Hal itu lantaran memanasnya tensi perang dagang antara Amerika Serikat (AS)-Tiongkok, serta meningkatnya tensi geopolitik AS-Iran di Timur Tengah. Alhasil, investor institusi memberikan penilaian yang menurun terhadap kondisi ekonomi global.
Kondisi perang dagang memanas setelah Tiongkok melanggar perjanjian yang telah disepakati dengan AS. Namun saat ini proses perundingan dimulai kembali, setelah Presiden AS Donald Trump dan Presiden Tiongkok Xi Jinping bertemu di ajang KTT G20 di Osaka, Jepang, akhir Juni lalu.
(Baca: Katadata Investor Index: Investor Puas dengan Kinerja Pemerintah)
Dilansir dari Reuters, pemerintah kedua negara ekonomi terbesar dunia itu saling mengenakan tarif miliaran dolar untuk impor.

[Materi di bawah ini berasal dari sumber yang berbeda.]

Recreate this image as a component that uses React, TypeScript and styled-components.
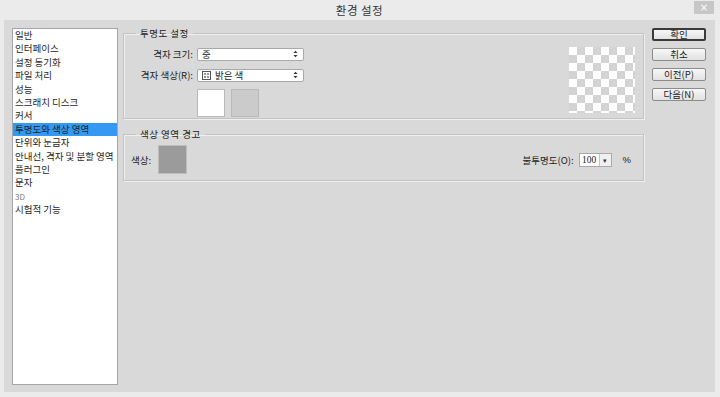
import styled, { createGlobalStyle } from 'styled-components';

const GlobalStyle = createGlobalStyle`
  html, body {
    margin: 0;
    padding: 0;
    background: #ebebeb;
  }
  body {
    font-family: "Noto Sans CJK KR", "Noto Sans", sans-serif;
    color: #222;
  }
`;

const categories = [
  '일반',
  '인터페이스',
  '설정 동기화',
  '파일 처리',
  '성능',
  '스크래치 디스크',
  '커서',
  '투명도와 색상 영역',
  '단위와 눈금자',
  '안내선, 격자 및 분할 영역',
  '플러그인',
  '문자',
  '3D',
  '시험적 기능',
];

const buttons = ['확인', '취소', '이전(P)', '다음(N)'];

function UpDown() {
  return (
    <svg width="5" height="8" viewBox="0 0 5 8">
      <path d="M0.5 3 L2.5 0.8 L4.5 3 Z" fill="#333" />
      <path d="M0.5 5 L2.5 7.2 L4.5 5 Z" fill="#333" />
    </svg>
  );
}

function CheckerIcon() {
  return (
    <svg width="9" height="9" viewBox="0 0 9 9">
      <rect x="0.5" y="0.5" width="8" height="8" fill="#fff" stroke="#555" />
      <rect x="2" y="2" width="2" height="2" fill="#999" />
      <rect x="5" y="2" width="2" height="2" fill="#999" />
      <rect x="2" y="5" width="2" height="2" fill="#999" />
      <rect x="5" y="5" width="2" height="2" fill="#999" />
    </svg>
  );
}

export default function App() {
  return (
    <>
      <GlobalStyle />
      <Window>
        <TitleBar>
          <Title>환경 설정</Title>
          <CloseButton>×</CloseButton>
        </TitleBar>
        <Body>
          <CategoryList>
            {categories.map((name, i) => (
              <CategoryItem key={name} selected={i === 7} disabled={name === '3D'}>
                {name}
              </CategoryItem>
            ))}
          </CategoryList>

          <Content>
            <GroupBox>
              <Legend>투명도 설정</Legend>
              <GroupInner>
                <FormGrid>
                  <FieldLabel>격자 크기:</FieldLabel>
                  <Select>
                    <span>중</span>
                    <UpDown />
                  </Select>
                  <FieldLabel>격자 색상(R):</FieldLabel>
                  <Select>
                    <SelectValue>
                      <CheckerIcon />
                      밝은 색
                    </SelectValue>
                    <UpDown />
                  </Select>
                  <span />
                  <Swatches>
                    <Swatch color="#ffffff" />
                    <Swatch color="#cbcbcb" />
                  </Swatches>
                </FormGrid>
                <Checker />
              </GroupInner>
            </GroupBox>

            <GroupBox>
              <Legend>색상 영역 경고</Legend>
              <WarningRow>
                <ColorField>
                  <FieldLabel>색상:</FieldLabel>
                  <BigSwatch />
                </ColorField>
                <OpacityField>
                  <FieldLabel>불투명도(O):</FieldLabel>
                  <NumberBox>
                    <NumberInput>100</NumberInput>
                    <NumberArrow>▾</NumberArrow>
                  </NumberBox>
                  <Percent>%</Percent>
                </OpacityField>
              </WarningRow>
            </GroupBox>
          </Content>

          <ButtonColumn>
            {buttons.map((label, i) => (
              <DialogButton key={label} primary={i === 0}>
                {label}
              </DialogButton>
            ))}
          </ButtonColumn>
        </Body>
      </Window>
    </>
  );
}

const Window = styled.div`
  width: 720px;
  height: 397px;
  display: flex;
  flex-direction: column;
  background: #ebebeb;
  padding: 0 5px 5px 4px;
  box-sizing: border-box;
`;

const TitleBar = styled.div`
  height: 20px;
  display: flex;
  align-items: center;
  justify-content: center;
  position: relative;
`;

const Title = styled.div`
  font-size: 11.5px;
  color: #333;
  letter-spacing: 0.5px;
`;

const CloseButton = styled.div`
  position: absolute;
  right: 1px;
  top: 1px;
  width: 20px;
  height: 13px;
  background: #c7c7c7;
  color: #fff;
  font-family: "DejaVu Sans", sans-serif;
  font-size: 10px;
  line-height: 13px;
  text-align: center;
`;

const Body = styled.div`
  flex: 1;
  display: flex;
  background: #d9d9d9;
  padding: 8px 9px 7px 8px;
  box-sizing: border-box;
`;

const CategoryList = styled.div`
  width: 106px;
  background: #fff;
  border: 1px solid #a6a6a6;
  box-sizing: border-box;
  display: flex;
  flex-direction: column;
`;

const CategoryItem = styled.div<{ selected: boolean; disabled: boolean }>`
  height: 13.4px;
  line-height: 13.4px;
  padding-left: 2px;
  white-space: nowrap;
  background: ${p => (p.selected ? '#3399f3' : 'transparent')};
  color: ${p => (p.disabled ? '#777' : '#1e1e1e')};
  font-size: ${p => (p.disabled ? '8px' : '9.5px')};
`;

const Content = styled.div`
  width: 521px;
  margin-left: 5px;
  display: flex;
  flex-direction: column;
  gap: 10px;
`;

const GroupBox = styled.fieldset`
  margin: 0;
  padding: 0;
  border: 1px solid #c3c3c3;
  box-shadow: inset 1px 1px 0 #efefef, 1px 1px 0 #efefef;
  min-width: 0;
`;

const Legend = styled.legend`
  margin-left: 12px;
  padding: 0 4px;
  font-size: 9.5px;
  line-height: 10px;
  color: #222;
  letter-spacing: 0.5px;
`;

const GroupInner = styled.div`
  display: flex;
  justify-content: space-between;
  padding: 9px 8px 5px 0;
  height: 66px;
`;

const FormGrid = styled.div`
  display: grid;
  grid-template-columns: 69px 107px;
  column-gap: 4px;
  row-gap: 7px;
  align-items: center;
  align-content: start;
`;

const FieldLabel = styled.span`
  font-size: 9.5px;
  text-align: right;
  white-space: nowrap;
  color: #222;
`;

const Select = styled.div`
  height: 13px;
  background: #fff;
  border: 1px solid #a9a9a9;
  border-radius: 2px;
  box-sizing: border-box;
  display: flex;
  align-items: center;
  justify-content: space-between;
  padding: 0 5px 0 4px;
  font-size: 9.5px;
`;

const SelectValue = styled.span`
  display: flex;
  align-items: center;
  gap: 4px;
`;

const Swatches = styled.div`
  display: flex;
  gap: 6px;
`;

const Swatch = styled.div<{ color: string }>`
  width: 28px;
  height: 28px;
  background: ${p => p.color};
  border: 1px solid #b9b9b9;
  box-sizing: border-box;
`;

const Checker = styled.div`
  width: 66px;
  height: 66px;
  background-color: #fff;
  background-image:
    linear-gradient(45deg, #d3d3d3 25%, transparent 25%, transparent 75%, #d3d3d3 75%),
    linear-gradient(45deg, #d3d3d3 25%, transparent 25%, transparent 75%, #d3d3d3 75%);
  background-size: 16px 16px;
  background-position: 0 0, 8px 8px;
`;

const WarningRow = styled.div`
  display: flex;
  align-items: center;
  justify-content: space-between;
  padding: 6px 12px 6px 7px;
`;

const ColorField = styled.div`
  display: flex;
  align-items: center;
  gap: 7px;
`;

const BigSwatch = styled.div`
  width: 29px;
  height: 29px;
  background: #9b9b9b;
  border: 1px solid #bdbdbd;
  box-sizing: border-box;
`;

const OpacityField = styled.div`
  display: flex;
  align-items: center;
`;

const NumberBox = styled.div`
  display: flex;
  height: 14px;
  margin-left: 5px;
  border: 1px solid #a9a9a9;
  box-sizing: border-box;
  background: #fff;
`;

const NumberInput = styled.span`
  width: 19px;
  font-family: "Liberation Serif", serif;
  font-size: 9.5px;
  line-height: 12px;
  text-align: center;
`;

const NumberArrow = styled.span`
  width: 11px;
  border-left: 1px solid #c4c4c4;
  background: #f0f0f0;
  font-size: 7px;
  line-height: 12px;
  text-align: center;
  color: #333;
`;

const Percent = styled.span`
  margin-left: 11px;
  font-family: "Liberation Sans", sans-serif;
  font-size: 9.5px;
`;

const ButtonColumn = styled.div`
  margin-left: 8px;
  width: 54px;
  display: flex;
  flex-direction: column;
  gap: 7px;
`;

const DialogButton = styled.div<{ primary: boolean }>`
  height: 13px;
  box-sizing: border-box;
  border: ${p => (p.primary ? '2px solid #3a3a3a' : '1px solid #8c8c8c')};
  border-radius: 2px;
  background: linear-gradient(#f7f7f7, #e2e2e2);
  font-size: 9.5px;
  line-height: ${p => (p.primary ? '9px' : '11px')};
  text-align: center;
  color: #222;
`;
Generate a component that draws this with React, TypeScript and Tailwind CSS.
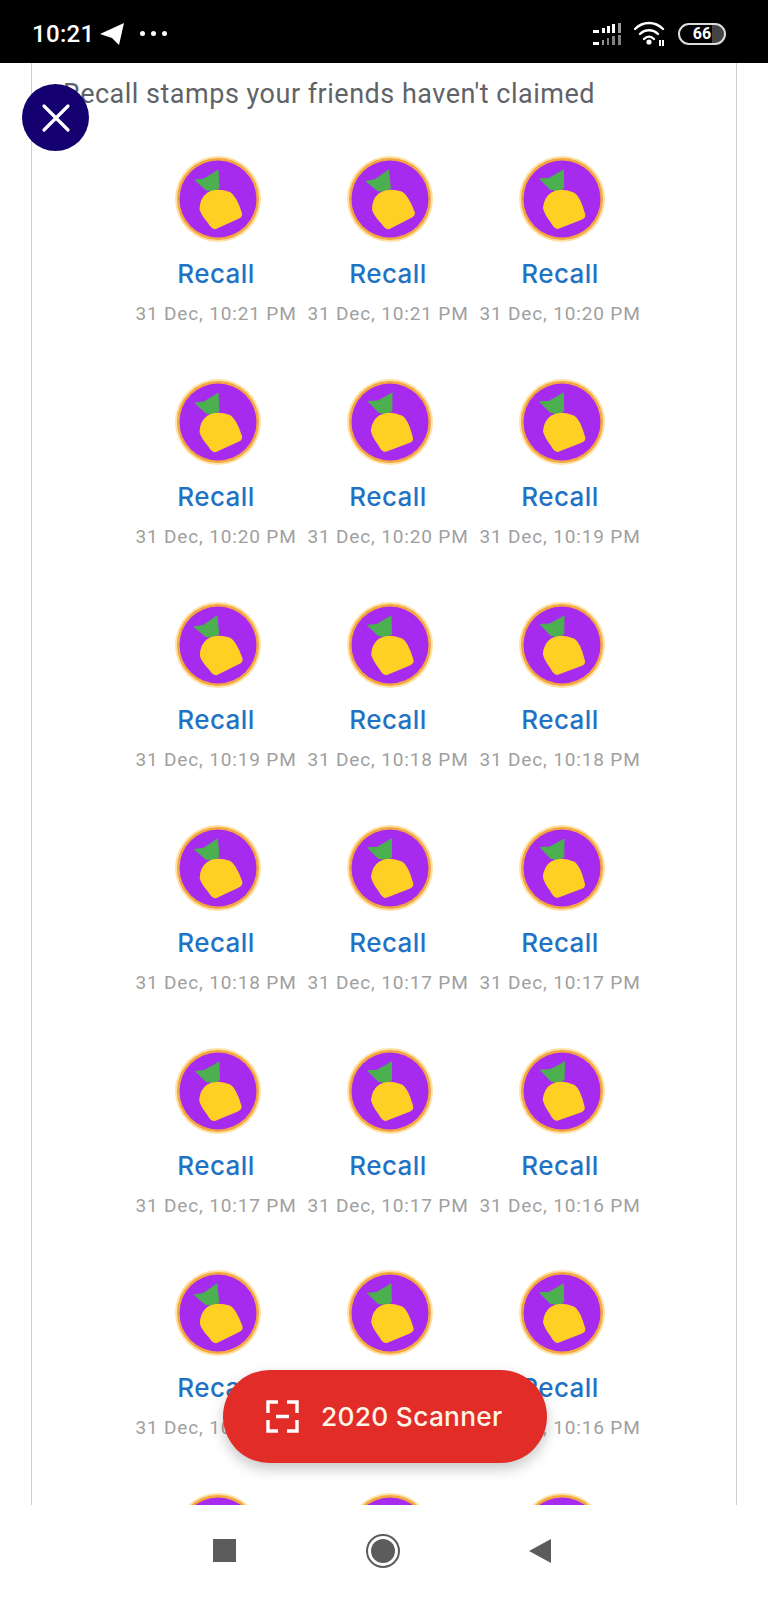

Hal itu, mengganggu rantai pasokan global dan mengguncang pasar keuangan karena Tiongkok melakukan bisnis dengan negara-negara lain di dunia.
Menteri Keuangan AS Steven Mnuchin dan Kepala Perwakilan Dagang AS Robert Lighthizer dijadwalkan akan bertemu dengan Wakil Perdana Menteri Tiongkok Liu He untuk pembicaraan di Shanghai mulai 30 Juli. Pembicaraan ini menjadi awal setelah pada Mei lalu Tiongkok mengingkari perjanjian yang telah dibuat dalam negosiasi sebelumnya.
"Akan ada beberapa pertemuan lagi sebelum kami menyelesaikan transaksi," kata Mnuchin kepada wartawan di Gedung Putih, Rabu (24/7) seperti dilansir dari Reuters. Mnuchin menambahkan, meski tidak berharap dapat menyelesaikan semua masalah, namun arahan kedua pemimpin negara untuk kembali berunding, merupakan sesuatu yang penting.
(Baca: Survei KICI: Investor Ingin Menteri Ekonomi Jokowi dari Profesional)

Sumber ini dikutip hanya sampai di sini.